Another is how Nasty Gal has continued to adhere to the one-off, second-hand clothes curation that helped founder Sophia Amoruso first make her name on eBay. These vintage pieces now sit alongside a much-bigger range of clothing that Nasty Gal sources largely in LA. (This long piece in the LA Times notes that some 70% of the collection is made in Nasty Girl’s own backyard.)

As with any fashion e-commerce company that is going places, Nasty Gal is leaning heavily on social media to grow its business — an easy sell, given that its target customer base, 18-24 year-old females, matches up perfectly with some of the most dedicated, regular users of social media. Nasty Gal has 470,000 Facebook fans, 57,000 Twitter followers, 321,000 Instagram followers, and a “growing base” of Pinterest users.

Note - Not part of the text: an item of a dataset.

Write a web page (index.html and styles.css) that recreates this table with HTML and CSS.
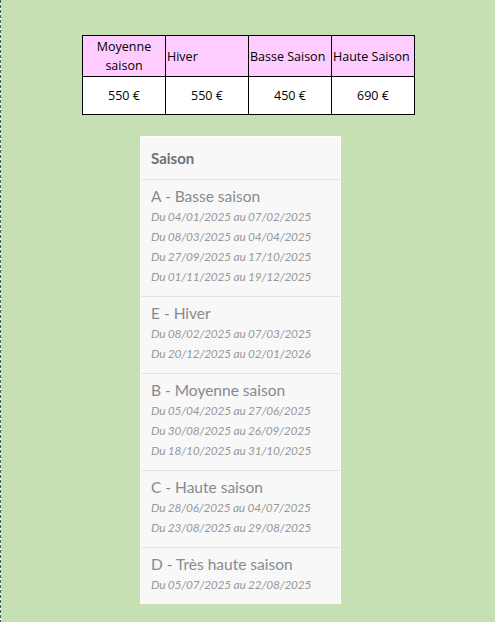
FILE: index.html
```html
<!DOCTYPE html>
<html lang="fr">
<head>
<meta charset="utf-8">
<link rel="stylesheet" href="styles.css">
</head>
<body>
<div class="page">
  <table class="prices">
    <tr class="head">
      <td class="center">Moyenne saison</td>
      <td>Hiver</td>
      <td>Basse Saison</td>
      <td>Haute Saison</td>
    </tr>
    <tr class="vals">
      <td>550 €</td>
      <td>550 €</td>
      <td>450 €</td>
      <td>690 €</td>
    </tr>
  </table>

  <div class="card">
    <div class="card-head">Saison</div>
    <div class="item">
      <div class="title">A - Basse saison</div>
      <div class="date">Du 04/01/2025 au 07/02/2025</div>
      <div class="date">Du 08/03/2025 au 04/04/2025</div>
      <div class="date">Du 27/09/2025 au 17/10/2025</div>
      <div class="date">Du 01/11/2025 au 19/12/2025</div>
    </div>
    <div class="item">
      <div class="title">E - Hiver</div>
      <div class="date">Du 08/02/2025 au 07/03/2025</div>
      <div class="date">Du 20/12/2025 au 02/01/2026</div>
    </div>
    <div class="item">
      <div class="title">B - Moyenne saison</div>
      <div class="date">Du 05/04/2025 au 27/06/2025</div>
      <div class="date">Du 30/08/2025 au 26/09/2025</div>
      <div class="date">Du 18/10/2025 au 31/10/2025</div>
    </div>
    <div class="item">
      <div class="title">C - Haute saison</div>
      <div class="date">Du 28/06/2025 au 04/07/2025</div>
      <div class="date">Du 23/08/2025 au 29/08/2025</div>
    </div>
    <div class="item">
      <div class="title">D - Très haute saison</div>
      <div class="date">Du 05/07/2025 au 22/08/2025</div>
    </div>
  </div>
</div>
</body>
</html>
```
FILE: styles.css
```css
html, body {
  margin: 0;
  padding: 0;
  height: 100%;
}
body {
  background:
    repeating-linear-gradient(to bottom, #2f6e45 0 3px, #ffffff 3px 5px) left top / 1px 100% no-repeat,
    #c6e0b4;
}
.page {
  padding: 35px 0 0 82px;
}
.prices {
  border-collapse: collapse;
  font-family: "Open Sans", sans-serif;
  font-size: 12.5px;
  color: #000;
}
.prices td {
  border: 1px solid #000;
  width: 83px;
  padding: 0 1px;
  box-sizing: border-box;
}
.head td {
  background: #ffccff;
  height: 41px;
  line-height: 19px;
  text-align: left;
}
.head td.center {
  text-align: center;
}
.vals td {
  background: #fff;
  height: 38px;
  text-align: center;
}
.card {
  margin: 21px 0 0 58px;
  width: 201px;
  box-sizing: border-box;
  background: #f8f8f9;
  border: 1px solid #fff;
  border-bottom: 0;
  font-family: "Lato", sans-serif;
}
.card-head {
  height: 42px;
  padding-left: 10px;
  display: flex;
  align-items: center;
  font-weight: bold;
  font-size: 15px;
  color: #6c7176;
}
.item {
  border-top: 1px solid #e3e3e3;
  padding: 6px 10px 9px;
}
.title {
  font-size: 15.5px;
  line-height: 21px;
  color: #868a8e;
}
.date {
  font-style: italic;
  font-size: 11.9px;
  letter-spacing: -0.2px;
  line-height: 20px;
  color: #94989c;
}
```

It was its social media cred — and sticking to its straight-pricing guns — that brought Nasty Gal to Index’s attention, giving the VC hope that Nasty Gal will soar amongst many other would be fashion e-commerce stars.

“Until Nasty Gal, we hadn’t seen a fashion retailer with such a deep understanding of social commerce,” Danny Rimer, a Partner at Index Ventures, said in a statement. As part of this latest investment, Rimer has joined the board of Nasty Gal. This looks to be the most sizeable investment yet made out of the $442 million (€350 million) investment fund announced by Index in June.

So what will come next? It sounds more likely to be about leveraging social media to grow its ubiquity and engagement and less likely to be about any of the marketing services that have been the cornerstone of growth for other fashion e-commerce sites. The LA Times article noted that Nasty Gal “wasn’t resorting to gimmicky retail tactics like daily deals, monthly subscriptions or Hollywood partnerships.” (These are services we see across many of the other leading fashion e-commerce sites.)

“Girls are really addicted to the website and the clothes,” Rimer told the LA Times. “It’s more challenging to build a long-term business model based not on discounting and on celebrity endorsements, but rather just the quality of your product.”

Coco Chanel once said that in order to be irreplaceable, one must always be different, and that goes just as much for the world of technology as it does for fashion. Time will tell if Nasty Gal will be the one to prove it on both counts.